Back to Earth was released on DVD on 15 June 2009. The cover of the DVD is a replica of the one featured in part two of the specials, with a few cosmetic changes, such as replacing "Coming Soon" with "Director's Cut" and the addition of the plot synopsis read by Lister, which was absent on the prop. There are two methods of viewing the specials, the broadcast episodes as shown on Dave, and a new "Director's cut" in which all three episodes have been edited together into a single feature length programme, with a few lines of dialogue trimmed, such as Rimmer's bemoaning it being a three-parter, but no extra scenes or dialogue were added with the exception of "The End" being typed on a typewriter following extended end credits. There is also a Smeg Ups compilation (outtakes) and featurettes, including the broadcast "making of", and a new-to-DVD Part Two, which is nearly twice the length of the first.

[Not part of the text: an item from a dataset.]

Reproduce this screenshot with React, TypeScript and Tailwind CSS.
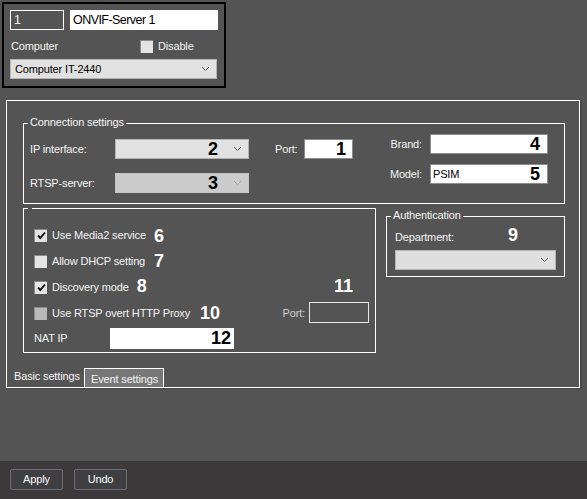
import type { ReactNode } from "react";

const font = "font-['Liberation_Sans',Arial,sans-serif]";

function Chevron({ disabled }: { disabled?: boolean }) {
  return (
    <svg width="9" height="6" viewBox="0 0 9 6" className="shrink-0">
      <polyline
        points="1,1 4.5,4.5 8,1"
        fill="none"
        stroke={disabled ? "#a9a9a9" : "#5c5c5c"}
        strokeWidth="1"
      />
    </svg>
  );
}

function Num({ children, dark }: { children: ReactNode; dark?: boolean }) {
  return (
    <span className={`text-[18px] font-bold leading-none tracking-normal ${dark ? "text-black" : "text-white"}`}>
      {children}
    </span>
  );
}

function Checkbox({ checked, disabled }: { checked?: boolean; disabled?: boolean }) {
  return (
    <span
      className={`w-[13px] h-[13px] shrink-0 flex items-center justify-center border-t border-l ${
        disabled ? "bg-[#b9b9b9] border-[#8e8e8e]" : "bg-[#e4e4e4] border-[#8a8a8a]"
      }`}
    >
      {checked && (
        <svg width="11" height="11" viewBox="0 0 11 11">
          <path d="M2 5.5 L4.3 8 L9 2.5" fill="none" stroke="#111" strokeWidth="1.9" />
        </svg>
      )}
    </span>
  );
}

function GroupBox({
  title,
  className,
  children,
}: {
  title?: string;
  className: string;
  children: ReactNode;
}) {
  return (
    <div className={`relative border border-white ${className}`}>
      {title ? (
        <span className="absolute left-[4px] top-[-8px] px-[2px] leading-[13px] bg-[#545454] whitespace-nowrap">
          {title}
        </span>
      ) : (
        <span className="absolute left-[4px] top-[-1px] w-[4px] h-[1px] bg-[#545454]" />
      )}
      {children}
    </div>
  );
}

export default function App() {
  return (
    <div
      className={`w-[587px] h-[499px] bg-[#545454] flex flex-col text-[11px] tracking-[-0.15px] text-[#f4f4f4] antialiased ${font}`}
    >
      <div className="flex-1 flex flex-col">
        {/* Object card */}
        <div className="ml-[2px] mt-[2px] w-[224px] h-[86px] border-2 border-black pl-[6px] pt-[6px] flex flex-col">
          <div className="flex gap-[6px]">
            <div className="w-[54px] h-[20px] border border-white pl-[3px] flex items-center text-[12.5px] tracking-[-0.5px]">
              1
            </div>
            <div className="w-[148px] h-[20px] bg-white text-black pl-[3px] flex items-center text-[12.5px] tracking-[-0.55px]">
              ONVIF-Server 1
            </div>
          </div>
          <div className="mt-[8px] h-[16px] flex items-center">
            <span className="w-[130px] pl-[1px]">Computer</span>
            <Checkbox />
            <span className="ml-[5px]">Disable</span>
          </div>
          <div className="mt-[5px] w-[207px] h-[20px] bg-[#e1e1e1] border border-[#b4b4b4] text-black flex items-center pl-[4px] pr-[6px]">
            <span className="flex-1">Computer IT-2440</span>
            <Chevron />
          </div>
        </div>

        {/* Settings panel */}
        <div className="ml-[6px] mt-[12px] w-[574px] h-[288px] border border-white flex flex-col shadow-[2px_1px_0_#474747]">
          <GroupBox title="Connection settings" className="ml-[16px] mt-[22px] w-[542px] h-[81px] flex items-start">
            <div className="ml-[6px] mt-[15px] flex flex-col gap-[14px]">
              <div className="flex items-center h-[20px]">
                <span className="w-[85px]">IP interface:</span>
                <div className="w-[134px] h-[20px] bg-[#e1e1e1] border border-[#b4b4b4] flex items-center justify-end pr-[6px] gap-[15px]">
                  <Num dark>2</Num>
                  <Chevron />
                </div>
              </div>
              <div className="flex items-center h-[20px]">
                <span className="w-[85px]">RTSP-server:</span>
                <div className="w-[134px] h-[20px] bg-[#cbcbcb] border border-[#c4c4c4] flex items-center justify-end pr-[6px] gap-[15px]">
                  <Num dark>3</Num>
                  <Chevron disabled />
                </div>
              </div>
            </div>
            <div className="ml-[26px] mt-[15px] h-[20px] flex items-center">
              <span className="w-[29px]">Port:</span>
              <div className="w-[49px] h-[20px] bg-white border border-[#8c8c8c] flex items-center justify-end pr-[6px]">
                <Num dark>1</Num>
              </div>
            </div>
            <div className="ml-[35px] mt-[10px] flex flex-col gap-[10px]">
              <div className="flex items-center h-[20px]">
                <span className="w-[42px] text-right pr-[8px]">Brand:</span>
                <div className="w-[118px] h-[20px] bg-white border border-[#8c8c8c] flex items-center justify-end pr-[7px]">
                  <Num dark>4</Num>
                </div>
              </div>
              <div className="flex items-center h-[20px]">
                <span className="w-[42px] text-right pr-[8px]">Model:</span>
                <div className="w-[118px] h-[20px] bg-white border border-[#8c8c8c] flex items-center pl-[2px] pr-[7px] text-black">
                  <span className="flex-1">PSIM</span>
                  <Num dark>5</Num>
                </div>
              </div>
            </div>
          </GroupBox>

          <div className="ml-[16px] mt-[4px] flex items-start">
            <GroupBox className="w-[353px] h-[145px] pt-[13px] pl-[10px] pr-[6px] flex flex-col">
              <div className="h-[26px] flex items-center">
                <Checkbox checked />
                <span className="ml-[5px]">Use Media2 service</span>
                <span className="ml-[8px] mt-[3px]">
                  <Num>6</Num>
                </span>
              </div>
              <div className="h-[26px] flex items-center">
                <Checkbox />
                <span className="ml-[5px]">Allow DHCP setting</span>
                <span className="ml-[9px] mt-[1px]">
                  <Num>7</Num>
                </span>
              </div>
              <div className="h-[26px] flex items-center">
                <Checkbox checked />
                <span className="ml-[5px]">Discovery mode</span>
                <span className="ml-[8px]">
                  <Num>8</Num>
                </span>
                <span className="ml-auto mr-[16px]">
                  <Num>11</Num>
                </span>
              </div>
              <div className="h-[26px] flex items-center">
                <Checkbox disabled />
                <span className="ml-[5px]">Use RTSP overt HTTP Proxy</span>
                <span className="ml-[10px] mt-[2px]">
                  <Num>10</Num>
                </span>
                <span className="ml-auto text-[#cfcfcf]">Port:</span>
                <div className="ml-[4px] mb-[2px] w-[60px] h-[21px] border border-[#e8e8e8]" />
              </div>
              <div className="h-[24px] flex items-center">
                <span className="w-[76px]">NAT IP</span>
                <div className="w-[124px] h-[21px] bg-white flex items-center justify-end pr-[3px]">
                  <Num dark>12</Num>
                </div>
              </div>
            </GroupBox>

            <GroupBox title="Authentication" className="ml-[10px] mt-[8px] w-[179px] h-[61px] pl-[8px] flex flex-col">
              <div className="mt-[13px] h-[14px] flex items-center">
                <span className="w-[113px]">Department:</span>
                <span className="-mt-[3px]">
                  <Num>9</Num>
                </span>
              </div>
              <div className="mt-[6px] w-[161px] h-[20px] bg-[#dfdfdf] border border-[#b4b4b4] flex items-center justify-end pr-[6px]">
                <Chevron />
              </div>
            </GroupBox>
          </div>

          {/* Tabs */}
          <div className="mt-auto flex items-end pl-[7px]">
            <span className="w-[70px] h-[17px] leading-[13px]">Basic settings</span>
            <div className="w-[80px] h-[19px] border-t border-l border-r border-white bg-[#777777] pl-[6px] flex items-center pt-[2px]">
              Event settings
            </div>
          </div>
        </div>
      </div>

      {/* Bottom bar */}
      <div className="h-[38px] bg-[#3b393a] flex items-start pt-[8px] pl-[10px] gap-[11px]">
        <button className="w-[53px] h-[21px] bg-[#3f3e43] border border-[#6e6e6e] rounded-[2px] text-white flex items-center justify-center">
          Apply
        </button>
        <button className="w-[53px] h-[21px] bg-[#3f3e43] border border-[#6e6e6e] rounded-[2px] text-white flex items-center justify-center">
          Undo
        </button>
      </div>
    </div>
  );
}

Continuing the metafictional theme of the storyline, during one scene Lister is shown reading the back of the DVD case for Back to Earth—what he reads is similar to what is printed on the real-life DVD case, and the two-disc clamshell is formatted the same way (although the inner labels are different).

A Blu-ray Disc version was released on 31 August 2009, containing the same material as the DVD but all in 1080i except for a few features (it was encoded in 1080i rather than 1080p to preserve the original play-speed of the broadcast and DVD version) followed by a US DVD & Blu-ray release on 6 October 2009.

The miniseries was released on DVD in Japan, combined with Red Dwarf X, on 3 February 2015. The series was re-dubbed in Japanese, with Hiroshi Iwasaki replacing Sukekiyo Kameyama as the voice of Kryten following the latter's death.